In the cases of (a) and (b) the enforcement function falls to an enforcement authority, which cannot be a private company as here, and their remedy is a 'penalty charge' not 'parking charge'.
In the case of (c), the remedy for an offence cannot be a parking charge but may  be a penalty or prosecution.

Therefore, if the land is not 'relevant land' there cannot be any driver liability for a 'parking charge' of the type at issue here and therefore the creditor's case falls.

Then your argument about the status of the land.....

By all means then follow with 'if the assessor believes that the land is 'relevant land' and that the DRIVER might be liable for the parking charge, then the issue for the assessor is whether the creditor has complied with the strict provisions of ****** PoFA and is thereby permitted to hold the keeper liable.
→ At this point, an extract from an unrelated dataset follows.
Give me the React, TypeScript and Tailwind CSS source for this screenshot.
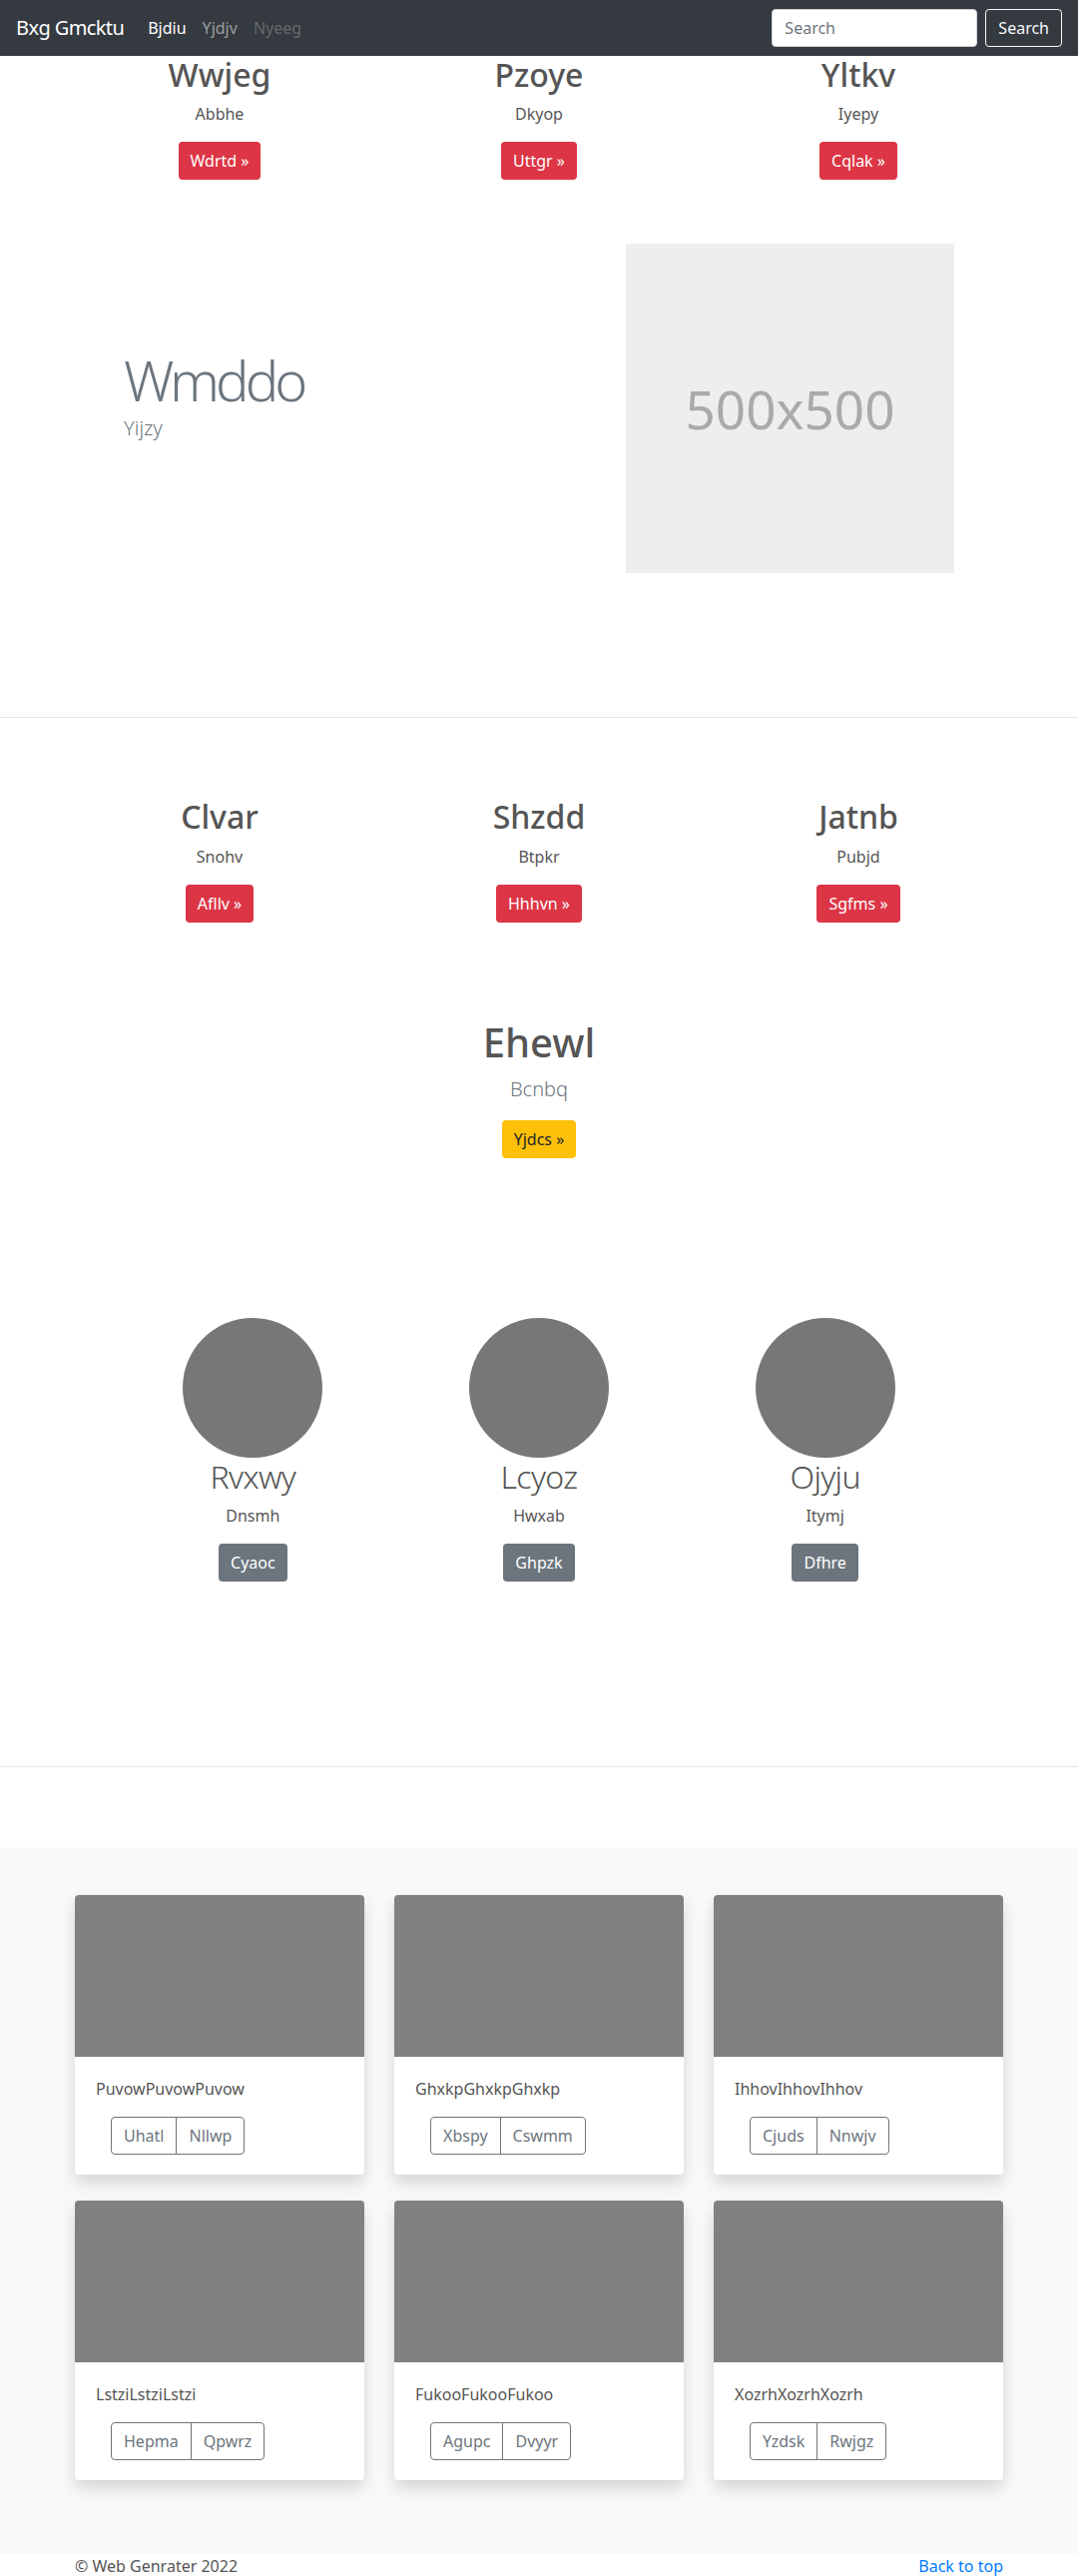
import React from "react";

const topCols = [
  { title: "Wwjeg", text: "Abbhe", btn: "Wdrtd »" },
  { title: "Pzoye", text: "Dkyop", btn: "Uttgr »" },
  { title: "Yltkv", text: "Iyepy", btn: "Cqlak »" },
];

const midCols = [
  { title: "Clvar", text: "Snohv", btn: "Afllv »" },
  { title: "Shzdd", text: "Btpkr", btn: "Hhhvn »" },
  { title: "Jatnb", text: "Pubjd", btn: "Sgfms »" },
];

const people = [
  { name: "Rvxwy", text: "Dnsmh", btn: "Cyaoc" },
  { name: "Lcyoz", text: "Hwxab", btn: "Ghpzk" },
  { name: "Ojyju", text: "Itymj", btn: "Dfhre" },
];

const cards = [
  { text: "PuvowPuvowPuvow", a: "Uhatl", b: "Nllwp" },
  { text: "GhxkpGhxkpGhxkp", a: "Xbspy", b: "Cswmm" },
  { text: "IhhovIhhovIhhov", a: "Cjuds", b: "Nnwjv" },
  { text: "LstziLstziLstzi", a: "Hepma", b: "Qpwrz" },
  { text: "FukooFukooFukoo", a: "Agupc", b: "Dvyyr" },
  { text: "XozrhXozrhXozrh", a: "Yzdsk", b: "Rwjgz" },
];

function Navbar() {
  return (
    <nav className="h-14 bg-[#343a40] flex items-center px-4">
      <span className="text-xl leading-[30px] tracking-[-0.03em] text-white mr-4">Bxg Gmcktu</span>
      <a className="px-2 text-base text-white">Bjdiu</a>
      <a className="px-2 text-base text-white/50">Yjdjv</a>
      <a className="px-2 text-base text-white/25">Nyeeg</a>
      <div className="ml-auto flex items-center">
        <input
          placeholder="Search"
          className="w-[206px] h-[38px] rounded bg-white border border-[#ced4da] px-3 text-base text-[#495057] placeholder:text-[#6c757d] outline-none"
        />
        <button className="ml-2 h-[38px] px-3 rounded border border-[#f8f9fa] text-[#f8f9fa] text-base">
          Search
        </button>
      </div>
    </nav>
  );
}

function ColBlock({ title, text, btn }: { title: string; text: string; btn: string }) {
  return (
    <div className="flex flex-col items-center text-center">
      <h2 className="text-[32px] leading-[38.4px] font-medium text-[#555] mb-2">{title}</h2>
      <p className="text-base leading-6 text-[#555] mb-4">{text}</p>
      <button className="h-[38px] px-3 rounded bg-[#dc3545] text-white text-base leading-6">
        {btn}
      </button>
    </div>
  );
}

export default function App() {
  return (
    <div className="font-['Noto_Sans',sans-serif] bg-white text-[#555]">
      <Navbar />

      <div className="w-[960px] mx-auto grid grid-cols-3">
        {topCols.map((c) => (
          <ColBlock key={c.title} {...c} />
        ))}
      </div>

      <div className="w-[930px] mx-auto mt-16 px-[49px] flex items-center justify-between">
        <div className="flex flex-col pb-[28px]">
          <h2 className="text-[56px] leading-[67.2px] font-light tracking-[-0.07em] text-[#6c757d]">Wmddo</h2>
          <p className="text-xl leading-[30px] font-light text-[#6c757d]">Yijzy</p>
        </div>
        <div className="w-[329px] h-[330px] bg-[#eeeeee] flex items-center justify-center">
          <span className="text-[53px] text-[#aaaaaa]">500x500</span>
        </div>
      </div>

      <hr className="mt-[144px] border-0 border-t border-[#e5e5e5]" />

      <div className="w-[960px] mx-auto grid grid-cols-3 mt-[80px]">
        {midCols.map((c) => (
          <ColBlock key={c.title} {...c} />
        ))}
      </div>

      <div className="flex flex-col items-center text-center mt-[96px]">
        <h1 className="text-[40px] leading-[48px] font-medium text-[#555] mb-2">Ehewl</h1>
        <p className="text-xl leading-[30px] font-light text-[#6c757d] mb-4">Bcnbq</p>
        <button className="h-[38px] px-3 rounded bg-[#ffc107] text-[#212529] text-base leading-6">
          Yjdcs »
        </button>
      </div>

      <div className="w-[860px] mx-auto grid grid-cols-3 mt-[160px]">
        {people.map((p) => (
          <div key={p.name} className="flex flex-col items-center text-center">
            <div className="w-[140px] h-[140px] rounded-full bg-[#777777]" />
            <h2 className="text-[32px] leading-[38.4px] font-light tracking-[-0.02em] text-[#555] mb-2">{p.name}</h2>
            <p className="text-base leading-6 text-[#555] mb-4">{p.text}</p>
            <button className="h-[38px] px-3 rounded bg-[#6c757d] text-white text-base leading-6">
              {p.btn}
            </button>
          </div>
        ))}
      </div>

      <hr className="mt-[185px] border-0 border-t border-[#e5e5e5]" />

      <div className="mt-[80px] bg-[#f8f9fa] pt-12 pb-[74px]">
        <div className="w-[930px] mx-auto grid grid-cols-3 gap-x-[30px] gap-y-[26px]">
          {cards.map((c) => (
            <div
              key={c.text}
              className="bg-white rounded overflow-hidden shadow-[0_8px_16px_rgba(0,0,0,0.15)]"
            >
              <div className="h-[162px] bg-[#818181]" />
              <div className="pt-5 pb-5 pl-[21px] pr-5">
                <p className="text-base leading-6 text-[#555] mb-4">{c.text}</p>
                <div className="ml-[15px] inline-flex">
                  <button className="h-[38px] px-3 rounded-l border border-[#6c757d] text-[#6c757d] text-base leading-6">
                    {c.a}
                  </button>
                  <button className="-ml-px h-[38px] px-3 rounded-r border border-[#6c757d] text-[#6c757d] text-base leading-6">
                    {c.b}
                  </button>
                </div>
              </div>
            </div>
          ))}
        </div>
      </div>

      <footer className="w-[930px] mx-auto flex justify-between text-base leading-6">
        <span className="text-[#555]">© Web Genrater 2022</span>
        <a className="text-[#007bff]">Back to top</a>
      </footer>
    </div>
  );
}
However, given that the Notice to Keeper ******** it must surely be the case that driver liability cannot be transferred to the keeper and therefore, irrespective of the driver's liability, I invite the assessor to instruct the creditor to cease taking further action against me as KEEPER. If they believe that their case is sound, in other words that the land is 'relevant land' and that the driver breached a contract term which gave rise to their liability to a parking charge then I am neutral as to whether and how they pursue the driver who, I repeat, was not me.

Others will have views, but it must be the case that if whether the land is 'relevant land' is at issue then the argument must start with the creditor's right to hold the driver liable in the first instance and not leap to whether the keeper is liable.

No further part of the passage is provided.